PRISM: Video Dataset Condensation with Progressive Refinement and Insertion for Sparse Motion
Jaehyun Choi, Jiwan Hur, Gyojin Han, Jaemyung Yu, Junmo Kim
TL;DR
PRISM introduces a holistic video dataset condensation approach that preserves the interdependence of content and motion by progressively refining a sparse set of key frames rather than disentangling them. It initializes each synthetic video with two endpoint frames and uses temporal interpolation to fill to length $T$, inserting frames via a gradient-guided criterion when gradient cosine similarity with neighboring key frames falls below a threshold $\epsilon$, while updating only the key frames.

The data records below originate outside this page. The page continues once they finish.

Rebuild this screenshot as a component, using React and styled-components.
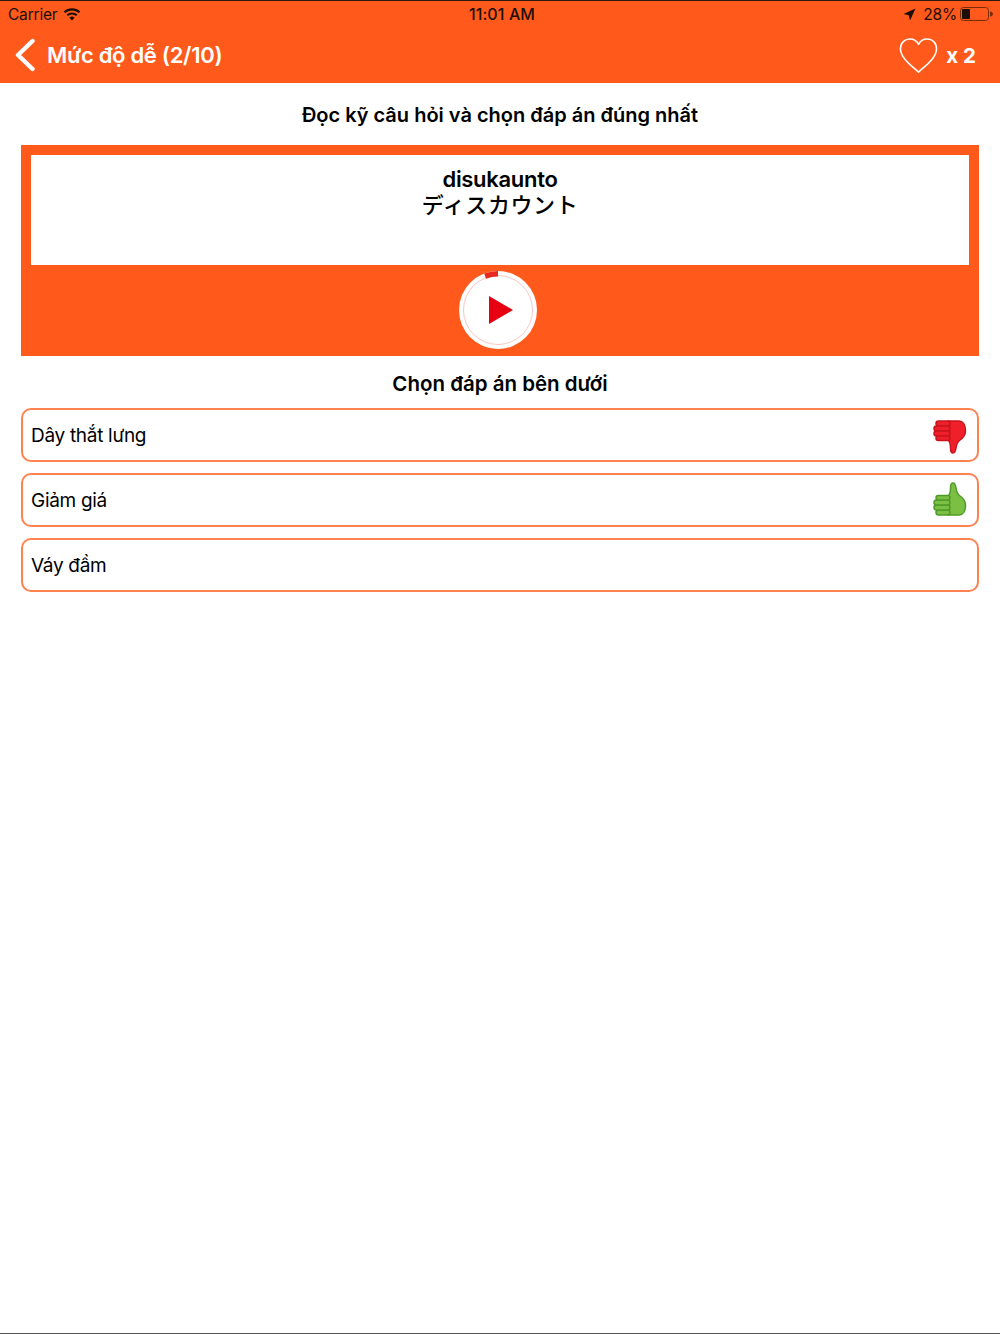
import React from "react";
import styled, { createGlobalStyle } from "styled-components";

const Global = createGlobalStyle`
  html, body { margin: 0; padding: 0; background: #fff; }
  body { font-family: Inter, "Noto Sans CJK JP", sans-serif; color: #000; }
`;
const Page = styled.div`
  width: 1000px; height: 1334px; box-sizing: border-box; display: flex; flex-direction: column;
  border-top: 1px solid #2a1a10; border-bottom: 1px solid #555; background: #fff; overflow: hidden;
`;
const Header = styled.header`
  height: 82px; background: #ff5a1b; display: flex; flex-direction: column; flex: none;
`;
const StatusBar = styled.div`
  height: 26px; display: grid; grid-template-columns: 1fr auto 1fr; align-items: center;
  padding: 0 7px 0 8px; font-size: 15.5px; color: #1d0f08; letter-spacing: -0.2px;
`;
const StatusSide = styled.div`
  display: flex; align-items: center; gap: ${p => p.$gap || 6}px; justify-content: ${p => p.$end ? "flex-end" : "flex-start"};
`;
const Clock = styled.div` font-weight: 500; font-size: 16px; letter-spacing: 0.1px; padding-left: 3px; `;
const NavBar = styled.div`
  flex: 1; display: flex; align-items: center; justify-content: space-between;
  padding: 0 24px 0 15px; color: #fff; font-weight: 600;
`;
const NavLeft = styled.div` display: flex; align-items: center; gap: 12px; font-size: 22px; letter-spacing: -0.3px; `;
const NavRight = styled.div` display: flex; align-items: center; gap: 8px; font-size: 20.5px; font-weight: 700; `;
const Content = styled.main` padding: 0 21px; display: flex; flex-direction: column; `;
const Instruction = styled.h1`
  margin: 0; height: 62px; box-sizing: border-box; padding-top: 2px; display: flex; align-items: center; justify-content: center;
  font-size: 20px; font-weight: 600; letter-spacing: 0;
`;
const Card = styled.section`
  background: #ff5a1b; padding: 10px 10px 0; height: 211px; box-sizing: border-box;
  display: flex; flex-direction: column; align-items: center;
`;
const WordBox = styled.div`
  align-self: stretch; height: 110px; background: #fff; text-align: center; padding-top: 13px; box-sizing: border-box;
  font-size: 22px;
`;
const Romaji = styled.div` font-weight: 600; letter-spacing: -0.3px; line-height: 23px; `;
const Kana = styled.div` font-family: "Noto Sans CJK JP", sans-serif; font-size: 22px; line-height: 24px; letter-spacing: 0.6px; font-weight: 500; `;
const PlayWrap = styled.div` margin: 5px 0 0 -5px; width: 80px; height: 80px; `;
const Subtitle = styled.h2`
  margin: 0; height: 52px; box-sizing: border-box; padding-top: 3px; display: flex; align-items: center; justify-content: center;
  font-size: 20.5px; font-weight: 600; letter-spacing: 0;
`;
const Options = styled.div` display: flex; flex-direction: column; gap: 11px; `;
const Option = styled.div`
  height: 54px; box-sizing: border-box; border: 2px solid #ff8250; border-radius: 10px;
  padding: 1px 10px 0 8px; display: flex; align-items: center; justify-content: space-between;
  font-size: 19px; letter-spacing: -0.3px;
`;
const ThumbIcon = styled.svg`
  flex: none; margin-top: ${p => p.$down ? 3 : -3}px;
  transform: ${p => p.$down ? "none" : "scaleY(-1)"};
`;

const Wifi = () => (
  <svg width="18" height="13" viewBox="0 0 18 13" fill="#1d0f08">
    <path d="M9 12.6 6.4 9.7a3.8 3.8 0 0 1 5.2 0z" />
    <path d="M4.9 8.1 3.5 6.5a8.2 8.2 0 0 1 11 0l-1.4 1.6a6 6 0 0 0-8.2 0z" />
    <path d="M2.2 5 .7 3.4a12.3 12.3 0 0 1 16.6 0L15.8 5a10.2 10.2 0 0 0-13.6 0z" />
  </svg>
);
const Arrow = () => (
  <svg width="13" height="13" viewBox="0 0 13 13" fill="#1d0f08"><path d="M12.5.5 7 12.5l-1.3-5.2L.5 6z" /></svg>
);
const Battery = () => (
  <svg width="33" height="14" viewBox="0 0 33 14">
    <rect x=".5" y=".5" width="28" height="13" rx="3" fill="none" stroke="#7a2c08" />
    <rect x="2" y="2" width="8" height="10" rx="1" fill="#1d0f08" />
    <path d="M30 4.5c1.7.2 3 1.2 3 2.5s-1.300 2.300-3 2.500z" fill="#7a2c08" />
  </svg>
);
const Chevron = () => (
  <svg width="20" height="34" viewBox="0 0 20 34" fill="none" stroke="#fff" strokeWidth="4.4" strokeLinecap="round" strokeLinejoin="round">
    <path d="M17.500 3 3 17l14.500 14" />
  </svg>
);
const Heart = () => (
  <svg width="39" height="37" viewBox="0 0 40 37" fill="none" stroke="#fff" strokeWidth="1.6" strokeLinejoin="round">
    <path d="M20 35.500C13 29 1.500 21 1.500 11.500 1.500 5.500 6 1.500 11 1.500c4 0 7.300 2 9 5.500 1.700-3.500 5-5.500 9-5.500 5 0 9.500 4 9.500 10C38.500 21 27 29 20 35.500z" />
  </svg>
);
const PlayIcon = () => (
  <svg width="80" height="80" viewBox="0 0 80 80">
    <circle cx="40" cy="40" r="39" fill="#fff" />
    <circle cx="40" cy="40" r="34.500" fill="#fff" stroke="#f9c6c2" strokeWidth="1" />
    <path d="M26.200 3.600A39 39 0 0 1 40 1v5.500a33.500 33.500 0 0 0-12 2.200z" fill="#e8291f" />
    <path d="M31 26v28l24-14z" fill="#e60012" />
  </svg>
);
const Thumb = ({ down }) => {
  const fill = down ? "#f0202a" : "#7cc043";
  const stroke = down ? "#c8141f" : "#4f9a2a";
  return (
    <ThumbIcon $down={down} width="35" height="36" viewBox="0 0 35 36">
      <g fill={fill} stroke={stroke} strokeWidth="1.500" strokeLinejoin="round">
        <path d="M16 2h11c4 0 6.500 4 6.500 9.500 0 5-3 8-6 10-2 1.500-3 3.500-3.500 7.500-.4 3-1 5-3 5-2 0-2.500-2-2.500-5 0-3 0-6-2.500-8z" />
        <rect x="4" y="2" width="14" height="5" rx="2.500" />
        <rect x="2" y="7" width="16" height="5" rx="2.500" />
        <rect x="2" y="12" width="16" height="5" rx="2.500" />
        <rect x="4" y="17" width="14" height="4.500" rx="2.200" />
      </g>
    </ThumbIcon>
  );
};

export default function App() {
  return (
    <Page>
      <Global />
      <Header>
        <StatusBar>
          <StatusSide><span>Carrier</span><Wifi /></StatusSide>
          <Clock>11:01 AM</Clock>
          <StatusSide $end $gap={7}>
            <Arrow />
            <StatusSide $gap={3}><span>28%</span><Battery /></StatusSide>
          </StatusSide>
        </StatusBar>
        <NavBar>
          <NavLeft><Chevron /><span>Mức độ dễ (2/10)</span></NavLeft>
          <NavRight><Heart /><span>x 2</span></NavRight>
        </NavBar>
      </Header>
      <Content>
        <Instruction>Đọc kỹ câu hỏi và chọn đáp án đúng nhất</Instruction>
        <Card>
          <WordBox>
            <Romaji>disukaunto</Romaji>
            <Kana>ディスカウント</Kana>
          </WordBox>
          <PlayWrap><PlayIcon /></PlayWrap>
        </Card>
        <Subtitle>Chọn đáp án bên dưới</Subtitle>
        <Options>
          <Option>Dây thắt lưng<Thumb down /></Option>
          <Option>Giảm giá<Thumb /></Option>
          <Option>Váy đầm</Option>
        </Options>
      </Content>
    </Page>
  );
}
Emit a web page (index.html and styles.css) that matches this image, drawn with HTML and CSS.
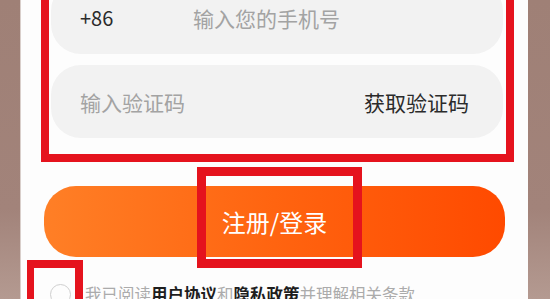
FILE: index.html
```html
<!DOCTYPE html>
<html lang="zh-CN">
<head>
    <meta charset="UTF-8">
    <title>注册/登录</title>
    <link rel="stylesheet" href="styles.css">
</head>
<body>
<div class="screen">
    <div class="form-box">
        <div class="field">
            <span class="code">+86</span>
            <span class="hint">输入您的手机号</span>
        </div>
        <div class="field field-sms">
            <span class="hint">输入验证码</span>
            <span class="get-code">获取验证码</span>
        </div>
    </div>

    <div class="btn-wrap">
        <button class="btn-login" type="button">注册/登录</button>
        <div class="mark mark-btn"></div>
    </div>

    <div class="agree">
        <span class="radio"></span>
        <span class="agree-txt">我已阅读<b>用户协议</b>和<b>隐私政策</b>并理解相关条款</span>
        <div class="mark mark-radio"></div>
    </div>
</div>
</body>
</html>
```

FILE: styles.css
```css
html, body {
    margin: 0;
    height: 100%;
    overflow: hidden;
}

body {
    background: linear-gradient(180deg, #9f8076 0%, #a2837a 70%, #b49a91 100%);
    font-family: "Noto Sans CJK SC", "Noto Sans", sans-serif;
}

.screen {
    position: relative;
    display: flow-root;
    width: 507px;
    height: 100%;
    margin-left: 21px;
    background-color: #fdfdfd;
    box-shadow: -1px 0 0 #d9cfcb;
}

.form-box {
    width: 452px;
    margin: -35px 0 0 20px;
    padding: 8px 3px 16px 2px;
    border: 8px solid #e5131d;
}

.field {
    display: flex;
    align-items: center;
    height: 73px;
    padding: 0 34px 0 29px;
    border-radius: 30px;
    background-color: #f2f2f2;
    font-size: 21px;
}

.field-sms {
    margin-top: 11px;
    justify-content: space-between;
}

.field .code {
    width: 113px;
    font-size: 20px;
    color: #2b2b2b;
}

.field .hint {
    color: #a3a3a3;
}

.field .get-code {
    color: #2b2b2b;
}

.btn-wrap {
    position: relative;
    margin: 24px 0 0 23px;
    width: 461px;
}

.btn-login {
    display: block;
    width: 100%;
    height: 71px;
    border: none;
    border-radius: 32px;
    background: linear-gradient(90deg, #ff7f26 0%, #ff6410 50%, #ff4a00 100%);
    color: #fff;
    font-family: inherit;
    font-size: 24px;
    padding: 0;
}

.mark {
    position: absolute;
    border: 9px solid #e5131d;
}

.mark-btn {
    left: 153px;
    top: -19px;
    width: 147px;
    height: 83px;
}

.agree {
    position: relative;
    display: flex;
    align-items: center;
    height: 24px;
    margin: 25px 0 0 29px;
}

.radio {
    width: 19px;
    height: 19px;
    border: 1.5px solid #cfcfcf;
    border-radius: 50%;
}

.agree-txt {
    margin-left: 14px;
    font-size: 16.5px;
    color: #ababab;
}

.agree-txt b {
    color: #1e1e1e;
}

.mark-radio {
    left: -23px;
    top: -22px;
    width: 41px;
    height: 60px;
    border-width: 8px 8px 8px 7px;
}
```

The optimization objective aligns the synthetic data with real data through gradient matching: $\min_{\theta,\{S_c^j\}} \sum_{c=1}^{C} \left\| \nabla_\theta \mathcal{L}_{\text{task}}(f_\theta(\mathcal{B}_c^{\text{syn}}), y_c) - \nabla_\theta \mathcal{L}_{\text{task}}(f_\theta(\mathcal{B}_c^{\text{real}}), y_c) \right\|_2^2$, updating only key frames. Extensive experiments on UCF101, HMDB51, Something-Something V2, and Kinetics-400 show PRISM achieves state-of-the-art performance with up to about 70–75% storage reduction and strong cross-architecture generalization, enabling scalable, storage-efficient condensation for resource-constrained deployment.
Abstract
Video dataset condensation has emerged as a critical technique for addressing the computational challenges associated with large-scale video data processing in deep learning applications. While significant progress has been made in image dataset condensation, the video domain presents unique challenges due to the complex interplay between spatial content and temporal dynamics. This paper introduces PRISM, Progressive Refinement and Insertion for Sparse Motion, for video dataset condensation, a novel approach that fundamentally reconsiders how video data should be condensed. Unlike the previous method that separates static content from dynamic motion, our method preserves the essential interdependence between these elements. Our approach progressively refines and inserts frames to fully accommodate the motion in an action while achieving better performance but less storage, considering the relation of gradients for each frame. Extensive experiments across standard video action recognition benchmarks demonstrate that PRISM outperforms existing disentangled approaches while maintaining compact representations suitable for resource-constrained environments.